Boljevic queixou-se ao TEDH da violação do seu direito ao estabelecimento da identidade do seu pai biológico, ou seja do seu direito ao estabelecimento da sua filiação, radicado no seu direito a conhecer as suas origens tutelado pelo art.º 8.º §1 da CEDH, direito à vida privada e familiar. O TEDH admitiu a queixa considerando estar o direito a conhecer as origens abrangido pelo art.º 8.º § 1 CEDH.

Apesar da oposição, pelo representante do Governo sérvio, da exceção relativa à existência de uma ação específica de investigação de paternidade (diversa da reabertura do processo ou revisão de sentença pelo invocado direito a conhecer as origens e o agora disponível teste ADN), aquela deveria ter sido esgotada por Boljevic; o TEDH reconheceu o dever a cargo dos queixosos de esgotar os recursos judiciais internos disponíveis, os quais, queixosos, devem arguir em substância o fundamento de queixa tal como ela será posteriormente apresentada ao TEDH; mas afirmou que estes queixosos apenas devem, ainda assim, esgotar os recursos necessários, suficientes e adequados, não sendo de esgotar um recurso disponível que poderá não ser adequado a trazer a resposta ao problema invocado.

Uma vez que o representante do Governo, não tendo feito nenhuma demonstração válida de que a investigação de paternidade, cujo esgotamento necessário opôs, seria efetiva; e que o queixoso logrou provocar o exame, embora com resultados negativos, da sua causa pelas instâncias nacionais, este esgotou os recursos internos.

Quanto ao mérito da questão, o TEDH perguntou se o caso revela uma obrigação positiva a cargo do Estado, ou alguma ingerência deste na vida privada e familiar do queixoso. Concluindo que a existência desta obrigação positiva é possível, o TEDH questionou se a recusa em reabrir o processo de 1971 prosseguia um fim legítimo.
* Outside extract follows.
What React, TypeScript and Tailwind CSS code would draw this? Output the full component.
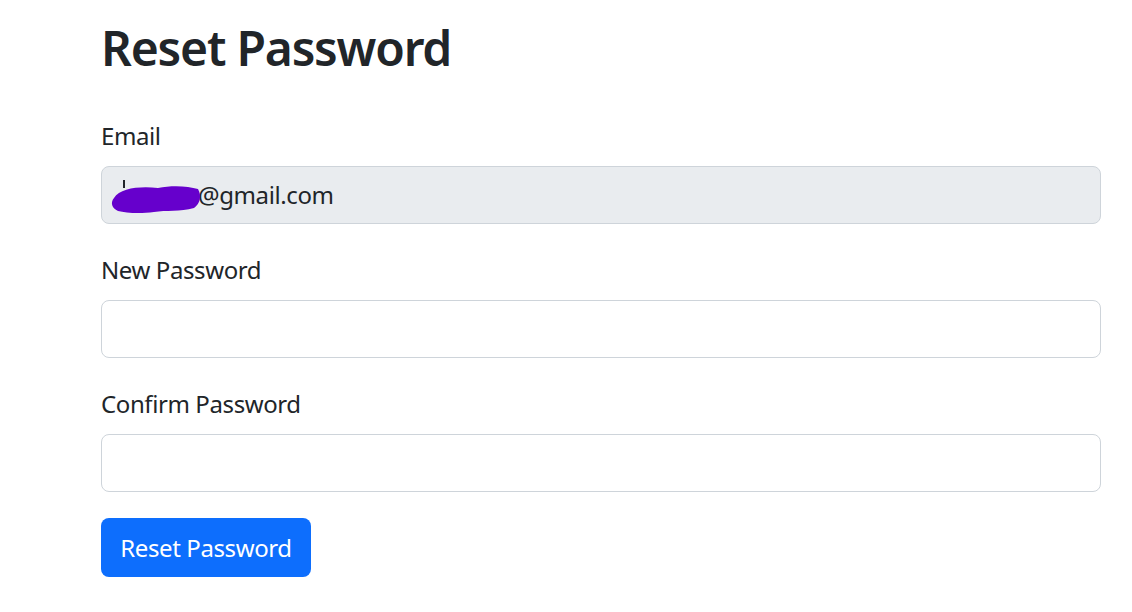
export default function App() {
  return (
    <div className="min-h-[612px] bg-white text-[#212529] font-['Noto_Sans',sans-serif]">
      <div className="w-[1000px] ml-[101px] pt-[18px]">
        <h1 className="text-[48px] leading-[60px] font-semibold tracking-[-1.2px] mb-[40px]">Reset Password</h1>

        <form className="flex flex-col tracking-[-0.4px]">
          <div className="mb-[28px]">
            <label className="block text-[24px] leading-[36px] mb-[12px]">Email</label>
            <div className="relative flex items-center h-[58px] rounded-[8px] border-[1.5px] border-[#ced4da] bg-[#e9ecef] pl-[18px] text-[24px]">
              <span className="absolute left-[21px] top-[13px] w-[2px] h-[8px] bg-[#212529]" />
              <svg width="92" height="30" viewBox="0 0 92 30" className="absolute left-[8px] top-[17px]">
                <path
                  d="M4 14 C10 4 30 2 48 4 C62 1 78 2 88 5 C92 12 90 20 84 24 C70 28 56 26 44 28 C30 30 16 29 8 27 C2 24 0 19 4 14 Z"
                  fill="#6600cc"
                />
              </svg>
              <span className="ml-[78px]">@gmail.com</span>
            </div>
          </div>

          <div className="mb-[28px]">
            <label className="block text-[24px] leading-[36px] mb-[12px]">New Password</label>
            <input
              type="password"
              className="block w-full h-[58px] rounded-[8px] border-[1.5px] border-[#ced4da] bg-white px-[18px] text-[24px] outline-none"
            />
          </div>

          <div className="mb-[26px]">
            <label className="block text-[24px] leading-[36px] mb-[12px]">Confirm Password</label>
            <input
              type="password"
              className="block w-full h-[58px] rounded-[8px] border-[1.5px] border-[#ced4da] bg-white px-[18px] text-[24px] outline-none"
            />
          </div>

          <div>
            <button
              type="button"
              className="h-[59px] w-[210px] rounded-[8px] bg-[#0d6efd] text-white text-[24px]"
            >
              Reset Password
            </button>
          </div>
        </form>
      </div>
    </div>
  );
}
Na medida em que não se descortinou ilicitude nas decisões judiciais transitadas em julgado e, na medida em que este instituto se destina a promover a paz jurídica, não permitindo a constante reabertura dos processos, a recusa em reabrir o processo foi legítima.  A questão seguinte, no método do TEDH, foi a de saber se um justo equilíbrio foi garantido com esta recusa em reabrir o processo. Além da investigação da paternidade ser um direito que compete tanto ao filho quanto ao pai e à mãe, o momento em que o filho toma consciência do problema da sua filiação, é também de considerar. É certo que em determinados países existem presunções legais que vedam o acesso ao conhecimento da filiação. Ainda assim, também quanto a estes países, o TEDH considerou que uma aproximação demasiado rígida viola a CEDH, ao impedir ao filho o conhecimento das origens.

Para o TEDH, o direito ao conhecimento das origens pertence ao núcleo essencial dos direitos tutelados pelo artigo 8.º § 1 da CEDH. Apesar do decurso do tempo, o filho apenas tomou consciência do problema com o falecimento do pai. Por outro lado, a vida privada e familiar deste já não merecia, porque tinha falecido, uma proteção tal que vedasse o acesso ao conhecimento das origens do filho. Enfim, o princípio da certeza, da segurança e da paz jurídica, mediante o instituto do caso julgado transformou a aproximação do problema, pelas instâncias judiciais, em 2012, numa aproximação legalista que pecou pela rigidez do seu excessivo formalismo.

Por estas razões existia uma obrigação positiva de velar pelo direito do filho ao conhecimento das origens, que não foi cumprida, dando lugar à violação do artigo 8.º § 1 da CEDH.

O Acórdão foi votado por unanimidade, sem opiniões concordantes ou concordantes parciais.